Introduction to special section on the Eruption of Soufrière Hills Volcano, Montserrat, the CALIPSO Project, and the SEA-CALIPSO Arc-Crust Imaging Experiment


1. Introduction

[1] Since 1995 the eruption of the andesitic Soufrière Hills volcano (SHV), Montserrat, has wreaked destruction on the small Caribbean Island of Montserrat and disrupted its economy and manner of living. But the eruption has been studied in impressive detail, and the volcano has become an important natural laboratory for investigations of volcanic processes and mitigation measures. Here we present the results of monitoring, observations and associated research on the eruption of SHV from the onset of the eruption in July 1995 until January 2009, but with emphasis on work since 2000. This is the most recent of several volumes to provide comprehensive repositories of data and interpretations concerning this noteworthy and scientifically-valuable eruption, but the need is timely. A much-cited series of 25 papers was published on the Montserrat eruption in Geophysical Research Letters in 1998, representing research carried out through August 1997 [Young et al., 1998]. This was followed by Geological Society Memoir 21, which contained 30 papers and a large photographic record, documenting research from July 1995 until November 1999 [Druitt and Kokelaar, 2002]. The August 2003 issue of the Journal of Petrology presented eight papers focused on petrological and geochemical aspects of the eruption, and additional papers on SHV have appeared from time to time in assorted journals, but it has been a decade since a comprehensive review has appeared. Thus we believe our Special Section fills an important niche. This Special Section contains a series of ten articles on the eruption of SHV, seven papers on data obtained from the CALIPSO borehole observatory network and allied surface monitoring stations, and eight papers on results from the SEA-CALIPSO experiment conducted in 2007 to image the arc crust and lithosphere about Montserrat using tomography, reflection seismology, and profiling.

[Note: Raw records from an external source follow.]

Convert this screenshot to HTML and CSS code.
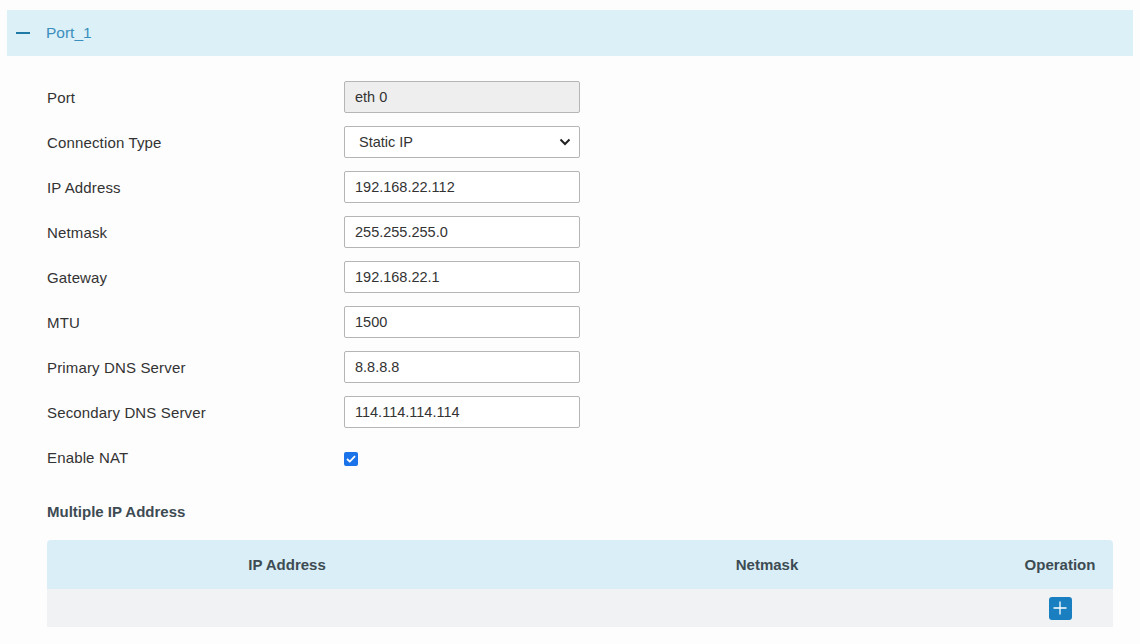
FILE: index.html
```html
<!DOCTYPE html>
<html>
<head>
<meta charset="utf-8">
<link rel="stylesheet" href="styles.css">
</head>
<body>
<div class="panel">
  <div class="panel-header">
    <span class="minus"></span>
    <span class="panel-title">Port_1</span>
  </div>
  <div class="panel-body">
    <div class="form">
      <div class="row"><label class="lbl">Port</label><input class="field readonly" type="text" value="eth 0" readonly></div>
      <div class="row"><label class="lbl">Connection Type</label>
        <div class="select">
          <span>Static IP</span>
          <svg class="chev" width="12" height="8" viewBox="0 0 12 8"><path d="M1.5 1.5 L6 6 L10.5 1.5" fill="none" stroke="#222" stroke-width="2"/></svg>
        </div>
      </div>
      <div class="row"><label class="lbl">IP Address</label><input class="field" type="text" value="192.168.22.112"></div>
      <div class="row"><label class="lbl">Netmask</label><input class="field" type="text" value="255.255.255.0"></div>
      <div class="row"><label class="lbl">Gateway</label><input class="field" type="text" value="192.168.22.1"></div>
      <div class="row"><label class="lbl">MTU</label><input class="field" type="text" value="1500"></div>
      <div class="row"><label class="lbl">Primary DNS Server</label><input class="field" type="text" value="8.8.8.8"></div>
      <div class="row"><label class="lbl">Secondary DNS Server</label><input class="field" type="text" value="114.114.114.114"></div>
      <div class="row"><label class="lbl">Enable NAT</label>
        <span class="check"><svg width="10" height="8" viewBox="0 0 10 8"><path d="M1 4 L3.8 6.6 L9 1.2" fill="none" stroke="#fff" stroke-width="1.8"/></svg></span>
      </div>
    </div>
    <div class="subtitle">Multiple IP Address</div>
    <div class="table">
      <div class="thead">
        <div class="c1">IP Address</div>
        <div class="c2">Netmask</div>
        <div class="c3">Operation</div>
      </div>
      <div class="trow">
        <div class="c1"></div>
        <div class="c2"></div>
        <div class="c3"><span class="add"><svg width="14" height="14" viewBox="0 0 14 14"><path d="M7 0.5 V13.5 M0.5 7 H13.5" stroke="#fff" stroke-width="1.3"/></svg></span></div>
      </div>
    </div>
  </div>
</div>
</body>
</html>
```

FILE: styles.css
```css
html, body {
  margin: 0;
  background: #fdfdfd;
}
body {
  padding: 10px 7px 0 7px;
  font-family: "Liberation Sans", Arial, sans-serif;
  font-size: 15px;
  color: #333;
}
.panel-header {
  height: 46px;
  background: #dcf0f7;
  display: flex;
  align-items: center;
  padding-left: 9px;
}
.minus {
  display: inline-block;
  width: 14px;
  height: 2px;
  background: #1f7ba6;
  margin-right: 16px;
}
.panel-title {
  color: #3b8fbd;
  font-size: 15.5px;
}
.panel-body {
  padding: 25px 20px 0 40px;
}
.form {
  display: flex;
  flex-direction: column;
  gap: 13px;
}
.row {
  display: flex;
  align-items: center;
  height: 32px;
}
.lbl {
  width: 297px;
  color: #333;
  font-size: 15px;
  letter-spacing: 0.15px;
}
.field {
  box-sizing: border-box;
  width: 236px;
  height: 32px;
  border: 1px solid #b5b5b5;
  border-radius: 2px;
  padding: 0 10px;
  font-family: "Liberation Sans", Arial, sans-serif;
  font-size: 14.5px;
  color: #333;
  background: #fff;
  outline: none;
}
.field.readonly {
  background: #eeeeee;
}
.select {
  box-sizing: border-box;
  width: 236px;
  height: 32px;
  border: 1px solid #b5b5b5;
  border-radius: 2px;
  padding: 0 8px 0 14px;
  display: flex;
  align-items: center;
  justify-content: space-between;
  background: #fff;
  color: #333;
  font-size: 14.5px;
}
.check {
  width: 14px;
  height: 14px;
  border-radius: 2px;
  background: #1a73e8;
  display: flex;
  align-items: center;
  justify-content: center;
  margin-top: 4px;
}
.subtitle {
  font-weight: bold;
  color: #3d4b53;
  margin-top: 31px;
  height: 16px;
  line-height: 16px;
}
.table {
  margin-top: 20px;
  width: 1066px;
  border-radius: 4px 4px 0 0;
  overflow: hidden;
}
.thead, .trow {
  display: grid;
  grid-template-columns: 480px 480px 106px;
  align-items: center;
}
.thead {
  height: 49px;
  background: #d9eef6;
  font-weight: bold;
  color: #3d4b53;
}
.trow {
  height: 38px;
  background: #f0f2f4;
}
.c1, .c2, .c3 {
  text-align: center;
}
.add {
  display: inline-flex;
  width: 23px;
  height: 23px;
  border-radius: 3px;
  background: #1a7fc0;
  align-items: center;
  justify-content: center;
  vertical-align: middle;
}
```
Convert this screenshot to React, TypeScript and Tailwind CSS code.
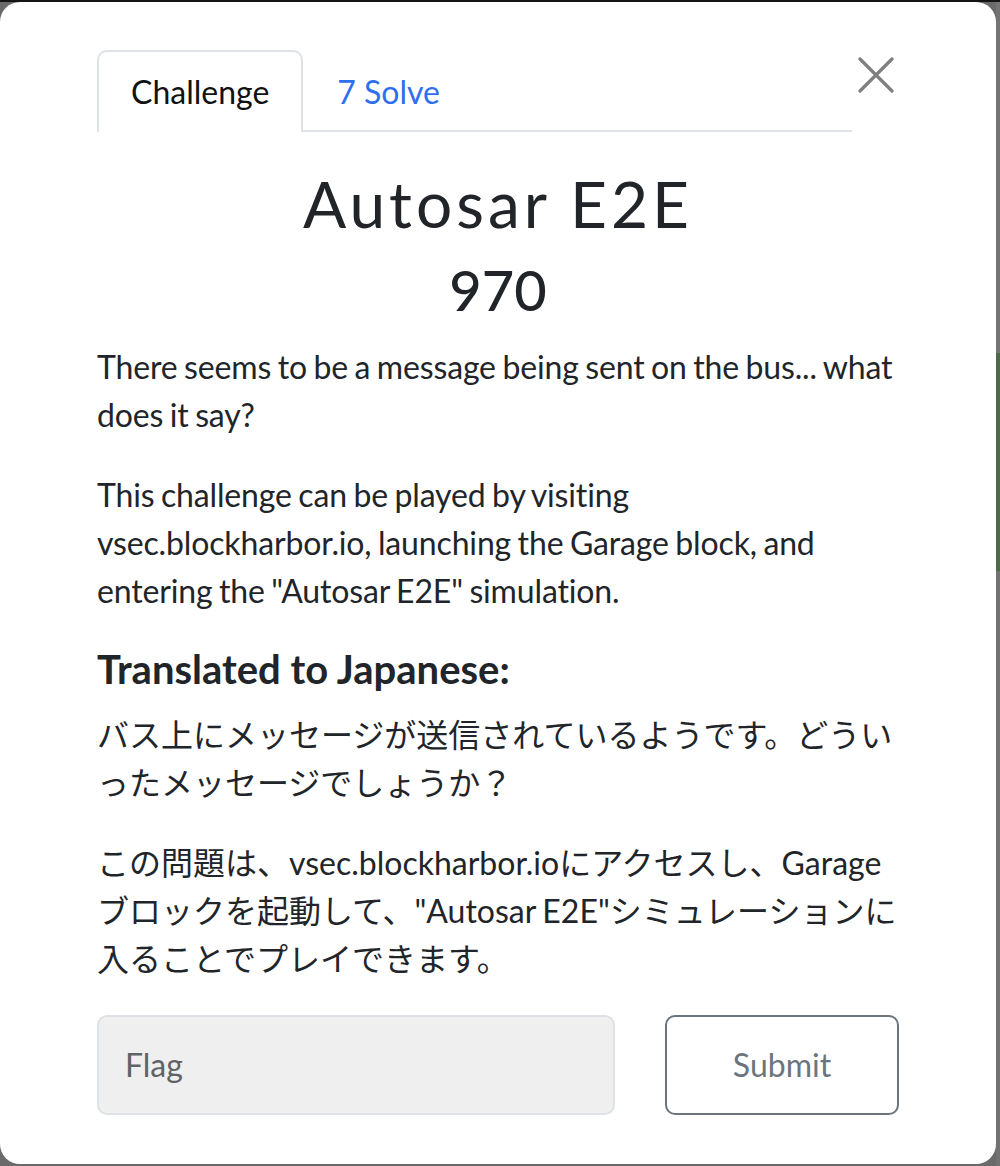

2. Eruption of Soufrière Hills Volcano

[2] The SHV resumed its activity in 1995 after a respite of several hundred years including three aborted attempts to erupt in the last Century. The current eruption has since been thoroughly studied [Druitt and Kokelaar, 2002; Sparks and Young, 2002], but knowledge of deep structure is scarce, and the magmatic system underneath SHV has hitherto been imprecisely characterized. Some of these deficiencies are remedied in this issue by the observations made from the CALIPSO borehole geophysical observatory and from the results of the SEA-CALIPSO seismic experiment.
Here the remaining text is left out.